**Task directions:** Filter for the word "this" and keep each matching line.

**Data rows:**
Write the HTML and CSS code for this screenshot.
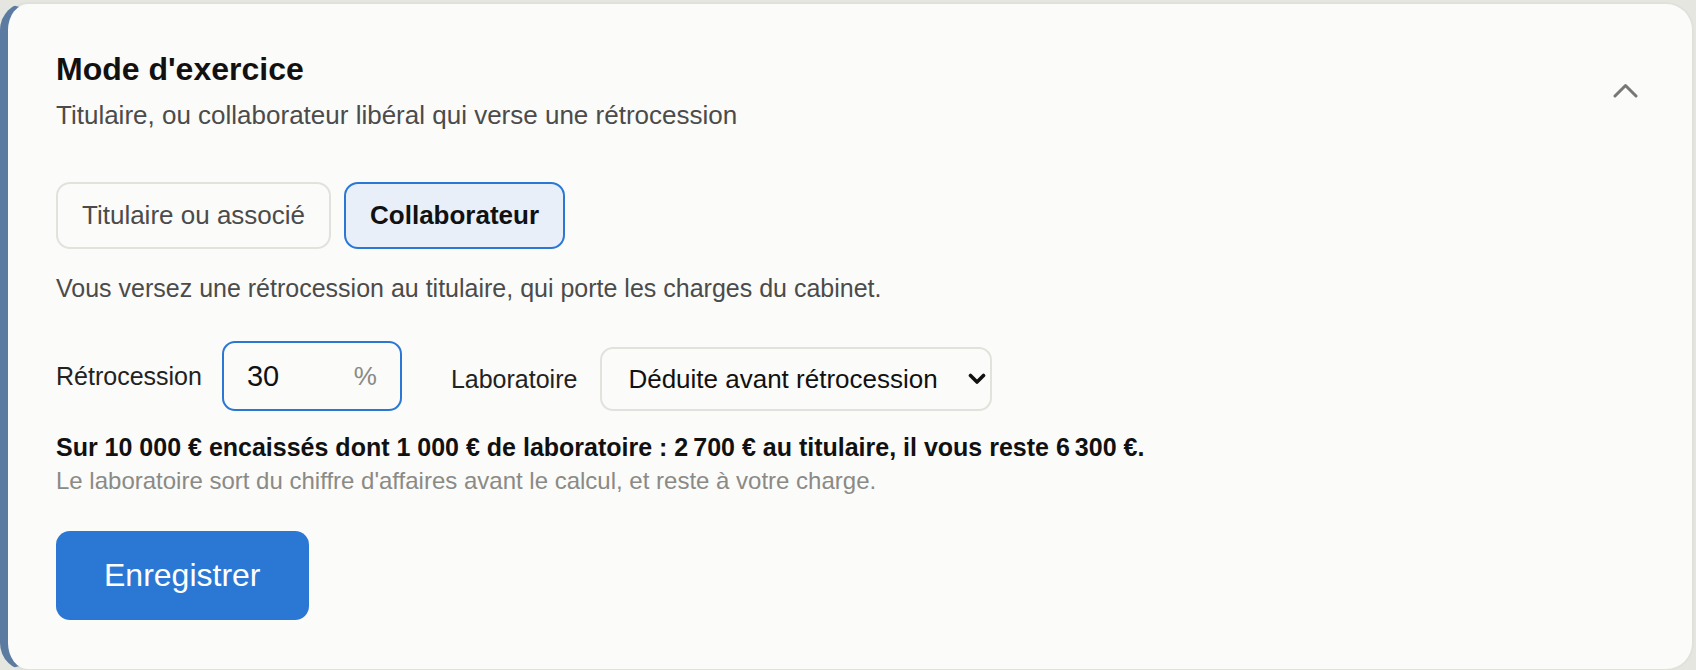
FILE: index.html
```html
<!DOCTYPE html>
<html lang="fr">

<head>
    <meta charset="UTF-8" />
    <meta name="viewport" content="width=device-width, initial-scale=1.0" />
    <title>Mode d'exercice</title>
    <link rel="stylesheet" href="styles.css">
</head>

<body>
    <section class="panel">
        <!-- En-tête repliable -->
        <header class="panel-header">
            <div>
                <h2>Mode d'exercice</h2>
                <p class="panel-sub">Titulaire, ou collaborateur libéral qui verse une rétrocession</p>
            </div>
            <button class="collapse-btn" type="button" aria-label="Replier">
                <svg width="26" height="16" viewBox="0 0 26 16">
                    <polyline points="3,13 13.5,2.5 24,13" fill="none" stroke="#777773" stroke-width="3" stroke-linecap="round" stroke-linejoin="round" />
                </svg>
            </button>
        </header>

        <!-- Choix du statut -->
        <div class="mode-toggle">
            <button class="mode-btn" type="button">Titulaire ou associé</button>
            <button class="mode-btn is-active" type="button">Collaborateur</button>
        </div>
        <p class="mode-hint">Vous versez une rétrocession au titulaire, qui porte les charges du cabinet.</p>

        <!-- Paramètres de rétrocession -->
        <div class="fields-row">
            <label class="field">
                <span class="field-label">Rétrocession</span>
                <span class="pct-input">
                    <input type="text" value="30" />
                    <span class="pct-unit">%</span>
                </span>
            </label>
            <label class="field field-select">
                <span class="field-label">Laboratoire</span>
                <span class="select-wrap">
                    <select>
                        <option>Déduite avant rétrocession</option>
                        <option>Incluse dans la rétrocession</option>
                    </select>
                    <svg class="select-arrow" width="18" height="12" viewBox="0 0 18 12">
                        <polyline points="2.5,2.5 9,9 15.5,2.5" fill="none" stroke="#111" stroke-width="3.6" stroke-linecap="round" stroke-linejoin="round" />
                    </svg>
                </span>
            </label>
        </div>

        <p class="summary">Sur 10 000 € encaissés dont 1 000 € de laboratoire : 2&#8239;700 € au titulaire, il vous reste 6&#8239;300 €.</p>
        <p class="summary-note">Le laboratoire sort du chiffre d'affaires avant le calcul, et reste à votre charge.</p>

        <button class="save-btn" type="button">Enregistrer</button>
    </section>
</body>

</html>
```

FILE: styles.css
```css
* {
    margin: 0;
    padding: 0;
    box-sizing: border-box;
    font-family: "Liberation Sans", Arial, sans-serif;
}

body {
    background-color: #e6e6e1;
    color: #111;
    padding: 2px 2px 3px 0;
}

/* Panel */

.panel {
    background: #fbfbf9;
    border: 2px solid #e1e1dc;
    border-left: 8px solid #5b7ba0;
    border-radius: 28px;
    padding: 45px 54px 49px 48px;
}

.panel-header {
    display: flex;
    justify-content: space-between;
    align-items: center;
}

.panel-header h2 {
    font-size: 32px;
    line-height: 40px;
    font-weight: 700;
    color: #111;
}

.panel-sub {
    margin-top: 8px;
    font-size: 26px;
    line-height: 36px;
    color: #4b4b4b;
}

.collapse-btn {
    border: none;
    background: none;
    display: flex;
    cursor: pointer;
}

/* Mode toggle */

.mode-toggle {
    display: flex;
    gap: 13px;
    margin-top: 49px;
}

.mode-btn {
    font-size: 26px;
    line-height: 31px;
    padding: 16px 24px;
    border: 2px solid #e2e2dd;
    border-radius: 14px;
    background: #fbfbf9;
    color: #4b4b4b;
    cursor: pointer;
}

.mode-btn.is-active {
    background: #e8eff9;
    border-color: #2b78d4;
    color: #111;
    font-weight: 700;
}

.mode-hint {
    margin-top: 21px;
    font-size: 25px;
    line-height: 36px;
    color: #4b4b4b;
}

/* Fields */

.fields-row {
    display: flex;
    align-items: flex-end;
    gap: 49px;
    margin-top: 35px;
}

.field {
    display: flex;
    align-items: center;
    gap: 20px;
}

.field-select {
    gap: 23px;
}

.field-label {
    font-size: 25px;
    color: #222;
}

.pct-input {
    display: flex;
    align-items: center;
    width: 180px;
    height: 70px;
    padding: 0 23px;
    border: 2px solid #2b78d4;
    border-radius: 13px;
    background: #fbfbf9;
}

.pct-input input {
    width: 80px;
    flex: 1;
    border: none;
    outline: none;
    background: transparent;
    font-size: 29px;
    color: #111;
}

.pct-unit {
    font-size: 26px;
    color: #8a8a86;
}

.select-wrap {
    position: relative;
    display: flex;
}

.select-wrap select {
    appearance: none;
    -webkit-appearance: none;
    width: 392px;
    height: 64px;
    padding: 0 40px 0 26px;
    border: 2px solid #e2e2dd;
    border-radius: 13px;
    background: #fbfbf9;
    font-size: 26px;
    color: #111;
}

.select-arrow {
    position: absolute;
    right: 6px;
    top: 26px;
    pointer-events: none;
}

/* Summary */

.summary {
    margin-top: 19px;
    font-size: 25px;
    line-height: 34px;
    font-weight: 700;
    color: #111;
}

.summary-note {
    font-size: 24px;
    line-height: 34px;
    color: #8a8a86;
}

.save-btn {
    margin-top: 33px;
    padding: 0 48px;
    height: 89px;
    border: none;
    border-radius: 14px;
    background: #2b78d4;
    color: #fff;
    font-size: 32px;
    cursor: pointer;
}
```
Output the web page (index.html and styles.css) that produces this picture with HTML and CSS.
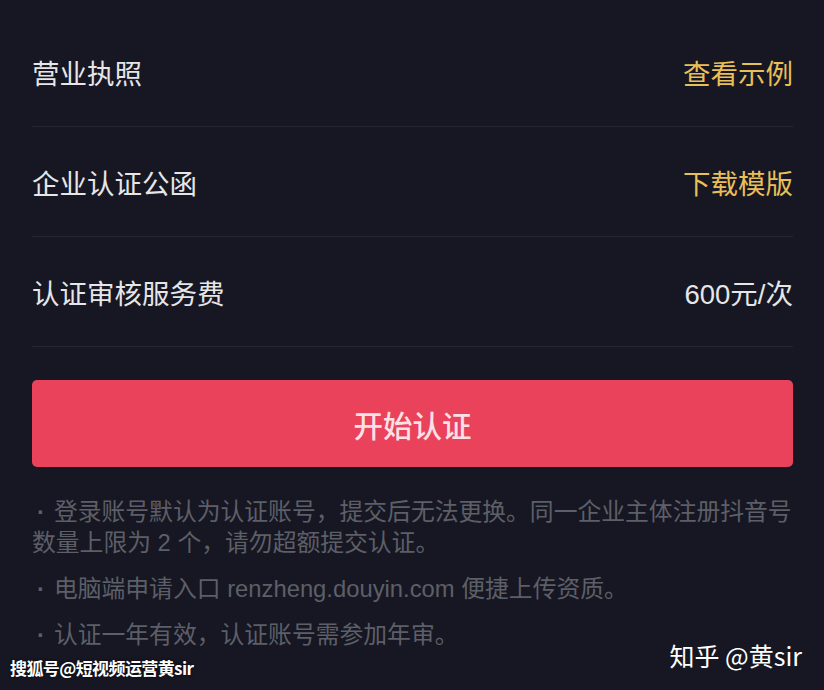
FILE: index.html
```html
<!DOCTYPE html>
<html>
<head>
    <meta charset="utf-8">
    <title>企业认证</title>
    <link rel="stylesheet" href="styles.css">
</head>
<body>
    <div class="page">
        <div class="row">
            <span class="label">营业执照</span>
            <span class="link">查看示例</span>
        </div>
        <div class="row">
            <span class="label">企业认证公函</span>
            <span class="link">下载模版</span>
        </div>
        <div class="row">
            <span class="label">认证审核服务费</span>
            <span class="value">600元/次</span>
        </div>

        <button class="start-btn">开始认证</button>

        <div class="notes">
            <p>登录账号默认为认证账号，提交后无法更换。同一企业主体注册抖音号数量上限为 2 个，请勿超额提交认证。</p>
            <p>电脑端申请入口 renzheng.douyin.com 便捷上传资质。</p>
            <p>认证一年有效，认证账号需参加年审。</p>
        </div>
    </div>

    <div class="mark-left">搜狐号@短视频运营黄sir</div>
    <div class="mark-right">知乎 @黄sir</div>
</body>
</html>
```

FILE: styles.css
```css
* {
    box-sizing: border-box;
    margin: 0;
    padding: 0;
}

body {
    font-family: "Liberation Sans", "Noto Sans CJK SC", sans-serif;
    background-color: #161722;
    color: #e6e6e9;
    width: 824px;
    height: 690px;
    overflow: hidden;
    position: relative;
}

.page {
    padding: 17px 31px 0 32px;
}

.row {
    display: flex;
    justify-content: space-between;
    align-items: center;
    height: 110px;
    border-bottom: 1px solid #24252f;
    font-size: 27.5px;
}

.link {
    color: #e9bf58;
}

.value {
    color: #e6e6e9;
}

.start-btn {
    display: block;
    width: 100%;
    height: 87px;
    margin-top: 33px;
    border: none;
    border-radius: 5px;
    background-color: #e9425a;
    color: #fbe0e5;
    font-family: inherit;
    font-size: 29.5px;
    font-weight: 500;
}

.notes {
    margin-top: 29px;
    color: #5d5f68;
    font-size: 23.8px;
    line-height: 31px;
}

.notes p {
    margin-bottom: 15px;
}

/* 列表圆点 */
.notes p::before {
    content: "·";
    display: inline-block;
    padding-left: 5px;
    margin-right: 9px;
    font-weight: bold;
}

/* 水印 */
.mark-left {
    position: absolute;
    left: 10px;
    bottom: 10px;
    font-family: "Noto Sans CJK SC", sans-serif;
    font-size: 17px;
    letter-spacing: -0.6px;
    font-weight: bold;
    color: #fff;
    text-shadow: 0 0 3px rgba(0,0,0,0.8);
}

.mark-right {
    position: absolute;
    right: 22px;
    bottom: 17px;
    font-family: "Noto Sans CJK SC", sans-serif;
    font-size: 25px;
    color: #fff;
}
```
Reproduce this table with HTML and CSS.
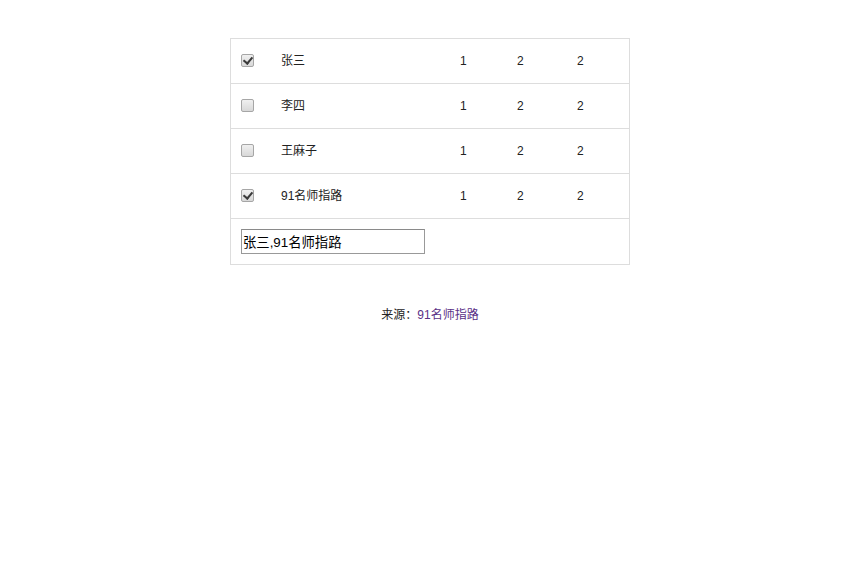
FILE: index.html
```html
<!DOCTYPE html>
<html lang="zh">
<head>
<meta charset="utf-8">
<title>表格</title>
<link rel="stylesheet" href="styles.css">
</head>
<body>
<div class="page">
  <div class="table">
    <div class="row">
      <div class="cell check"><input type="checkbox" class="cb" checked></div>
      <div class="cell">张三</div>
      <div class="cell">1</div>
      <div class="cell">2</div>
      <div class="cell">2</div>
    </div>
    <div class="row">
      <div class="cell check"><input type="checkbox" class="cb"></div>
      <div class="cell">李四</div>
      <div class="cell">1</div>
      <div class="cell">2</div>
      <div class="cell">2</div>
    </div>
    <div class="row">
      <div class="cell check"><input type="checkbox" class="cb"></div>
      <div class="cell">王麻子</div>
      <div class="cell">1</div>
      <div class="cell">2</div>
      <div class="cell">2</div>
    </div>
    <div class="row">
      <div class="cell check"><input type="checkbox" class="cb" checked></div>
      <div class="cell">91名师指路</div>
      <div class="cell">1</div>
      <div class="cell">2</div>
      <div class="cell">2</div>
    </div>
    <div class="row last">
      <input type="text" class="result" value="张三,91名师指路">
    </div>
  </div>
  <p class="source">来源：<a href="#" class="link">91名师指路</a></p>
</div>
</body>
</html>
```
FILE: styles.css
```css
html, body {
  margin: 0;
  padding: 0;
  background: #fff;
}
body {
  font-family: "Liberation Sans", "Noto Sans CJK SC", sans-serif;
  font-size: 12px;
  color: #222;
}
.page {
  width: 400px;
  padding-top: 38px;
  margin-left: 230px;
}
.table {
  border: 1px solid #ddd;
}
.row {
  display: grid;
  grid-template-columns: 50px 179px 57px 60px 52px;
  height: 44px;
  align-items: center;
  border-bottom: 1px solid #ddd;
}
.row.last {
  display: flex;
  height: 45px;
  border-bottom: none;
  padding-left: 10px;
}
.cell {
  line-height: 16px;
}
.check {
  padding-left: 10px;
  padding-bottom: 1px;
  display: flex;
  align-items: center;
}
.cb {
  appearance: none;
  -webkit-appearance: none;
  width: 13px;
  height: 13px;
  margin: 0;
  border: 1px solid #a6a6a6;
  border-radius: 2px;
  background: linear-gradient(#f0f0f0, #d8d8d8);
  box-sizing: border-box;
  position: relative;
}
.cb:checked::after {
  content: "";
  position: absolute;
  left: 3px;
  top: 0px;
  width: 4px;
  height: 7px;
  border-right: 2px solid #3a3a3a;
  border-bottom: 2px solid #3a3a3a;
  transform: rotate(40deg);
}
.result {
  width: 184px;
  height: 25px;
  box-sizing: border-box;
  border: 1px solid #999;
  border-top-color: #8a8a8a;
  padding: 1px 1px;
  margin: 0;
  font-family: "Liberation Sans", "Noto Sans CJK SC", sans-serif;
  font-size: 13.33px;
  color: #000;
  outline: none;
}
.source {
  margin: 42px 0 0;
  text-align: center;
  line-height: 16px;
}
.link {
  color: #5a2f86;
  text-decoration: none;
}
```
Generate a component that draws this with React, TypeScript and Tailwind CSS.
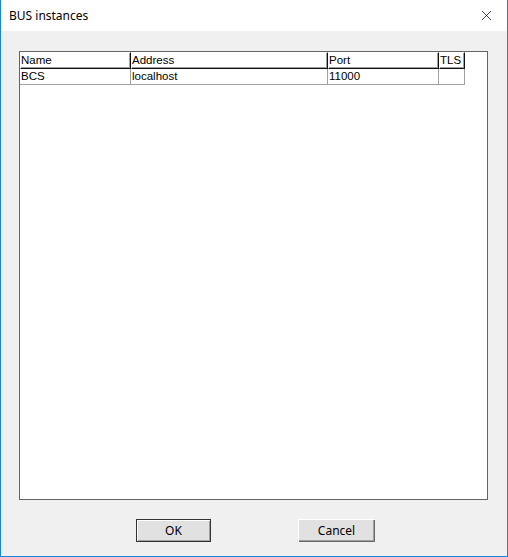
import { X } from "lucide-react";

const cols = [
  { name: "Name", w: "w-[111px]" },
  { name: "Address", w: "w-[197px]" },
  { name: "Port", w: "w-[111px]" },
  { name: "TLS", w: "w-[26px]" },
];

const row = ["BCS", "localhost", "11000", ""];

export default function App() {
  return (
    <div className="w-[508px] h-[557px] bg-[#f0f0f0] border-x border-b border-[#1883d7] flex flex-col font-['Liberation_Sans',sans-serif] text-black">
      <div className="h-[31px] bg-white flex items-center justify-between pl-[8px] pr-[12px]">
        <span className="text-[12px] font-['Noto_Sans',sans-serif]">BUS instances</span>
        <X className="w-[17px] h-[17px]" strokeWidth={1} />
      </div>

      <div className="mt-[20px] ml-[18px] w-[469px] h-[449px] border border-[#646464] bg-white">
        <div className="flex h-[17px]">
          {cols.map((c) => (
            <div
              key={c.name}
              className={`${c.w} h-[17px] border-l border-t border-white border-r border-b border-r-[#101010] border-b-[#101010] shadow-[inset_-1px_-1px_0_#a0a0a0] text-[11.5px] leading-[15px] pl-0 bg-white`}
            >
              {c.name}
            </div>
          ))}
        </div>
        <div className="flex h-[16px]">
          {row.map((v, i) => (
            <div
              key={i}
              className={`${cols[i].w} h-[16px] border-r border-b border-[#a0a0a0] text-[11.5px] leading-[15px] pl-[1px]`}
            >
              {v}
            </div>
          ))}
        </div>
      </div>

      <div className="flex mt-[19px]">
        <button className="ml-[135px] w-[75px] h-[23px] border border-[#333] bg-[#e1e1e1] shadow-[inset_1px_1px_0_#fff,inset_-1px_-1px_0_#a0a0a0] text-[12px] font-['Noto_Sans',sans-serif] leading-none">
          OK
        </button>
        <button className="ml-[87px] w-[77px] h-[23px] bg-[#e1e1e1] shadow-[inset_1px_1px_0_#fff,inset_-1px_-1px_0_#696969,inset_-2px_-2px_0_#a0a0a0] text-[12px] font-['Noto_Sans',sans-serif] leading-none">
          Cancel
        </button>
      </div>
    </div>
  );
}
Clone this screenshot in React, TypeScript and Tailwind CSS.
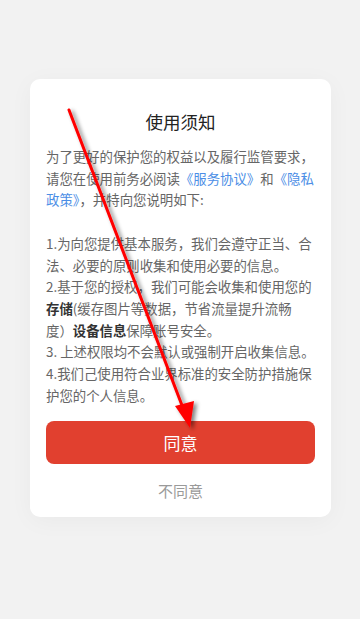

**Final answer:**
Write the HTML and CSS code for this screenshot.
Output the web page (index.html and styles.css) that produces this picture with HTML and CSS.
Reproduce this table with HTML and CSS.
Generate a component that draws this with React, TypeScript and Tailwind CSS.
Clone this screenshot in React, TypeScript and Tailwind CSS.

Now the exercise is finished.